Teaching

I teach a broad array of courses in Jewish history, including the two-quarter History of the Jews survey, History of the Holocaust, Sex and Gender in Jewish History, Polish-Jewish Encounters, and Jewish Nationalisms. You can see my current course offerings in Western’s catalogue here.

Wilson Library at Western recently featured a display of my students’ work from the course The Holocaust and Local History. Students designed site-specific Holocaust memorials that took into account local particularities as well as the broader history of Nazi Genocide. [photos coming soon]

Courses taught (syllabi available on request):

History of the Jews

This course surveys Jewish history and culture from biblical times to the post-World-War II period. Traversing Antiquity, the Middle Ages, and Modernity, we will examine the ways in which Jewish life developed internally, and the ways in which Jews interacted with and experienced other religious and intellectual systems (Christianity, Islam, the Reformation, the Renaissance, Enlightenment, Socialism, and Nationalism) across the empires and modern states in which they lived.

Throughout the course, we will ask questions around three broad (and overlapping) themes:

1) Judaism, Jewishness, and Jewish Culture

2) Jews and Governmental Authority

3) Jewish Belonging

Throughout the study of Jewish history in particular, students will be encouraged to think critically about more general questions related to religion, identity, membership, and authority.

Polish-Jewish Encounters

The collapse of Communism and new revelations about Polish-Jewish relations during World War Two have sparked Jewish cultural revival in Poland, and attendant questions and revaluations of these encounters. In recent years, there has been a flood of new work on the encounters between Polish Catholics and Jews in the past 100 years. This course explores the various ways in which Polish Catholics and Jews related to each other in the realms of politics, arts and culture, and everyday relations. Rather than treating each group separately, this course presents an interactional history.

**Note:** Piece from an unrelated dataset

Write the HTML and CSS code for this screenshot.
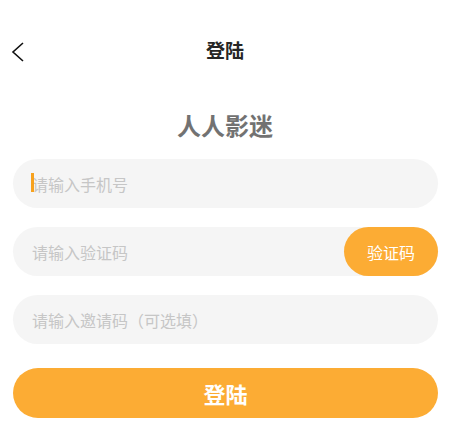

This course has two aims: to survey the social, economic, political, religious and cultural history of Polish Jewry, and to examine the history of interactions between Polish Catholics and Jews, from the thirteenth century to the post-World War II period.

We will discuss political movements, economic and political relationships, the partitions of Poland and their effects on Jewish life, the development of Jewish popular culture in Poland as well as Jewish politics, the effects of World War I on Jews in Poland, the interwar years, and the Second World War and the Holocaust. Our course will also spend significant time discussing the post-Holocaust era, including the rise of interest in Jewish topics within Poland today.

The Holocaust and Local History

This course focuses on Jewish experiences under Nazi occupation. We will look at the ways that the experience of what we have come to term “The Holocaust” differed from place to place.

We will consider local experiences by looking at factors such as Nazi directives, geography, and histories of intercommunal relations, in addition to other factors. Strong emphasis will be placed on local memory and commemoration of the holocaust. We will look at a number of different types of primary sources, including material culture sources, alongside our secondary texts.

History of the Holocaust

This course considers the broad outlines of what we have come to term “The Holocaust,” focusing on Jewish experiences in Nazi Germany and under Nazi German occupation.

We will consider the Nazi rise to power, aspects of Jewish daily life, and responses among Jews, non-Jews, and foreign powers to Nazi Germany. We will look at a number of different types of primary sources, including material culture sources, alongside our secondary texts.

Women and Gender in Jewish History

How have Jews throughout history thought about gender, and particularly about women? How can we use a gender lens to learn more about major events and themes in Jewish history? How has Jewish practice and life changed in response to women’s movements? (And men’s movements?) How have the different Jewish denominations considered women and gender?This class considers all these questions and more, with a focus on Europe and North America.

Beyond Tevye: Eastern Europe’s Jews on Film

Media representations matter. This course explores the ways in which
East European Jews represented themselves, and were represented, on
the big screen. We will examine films from Poland and the United
States as we think through the history and the memory of Jewish life
in Eastern Europe. Our course will focus on images of the shtetl and
on images of postwar “returns” to Eastern Europe.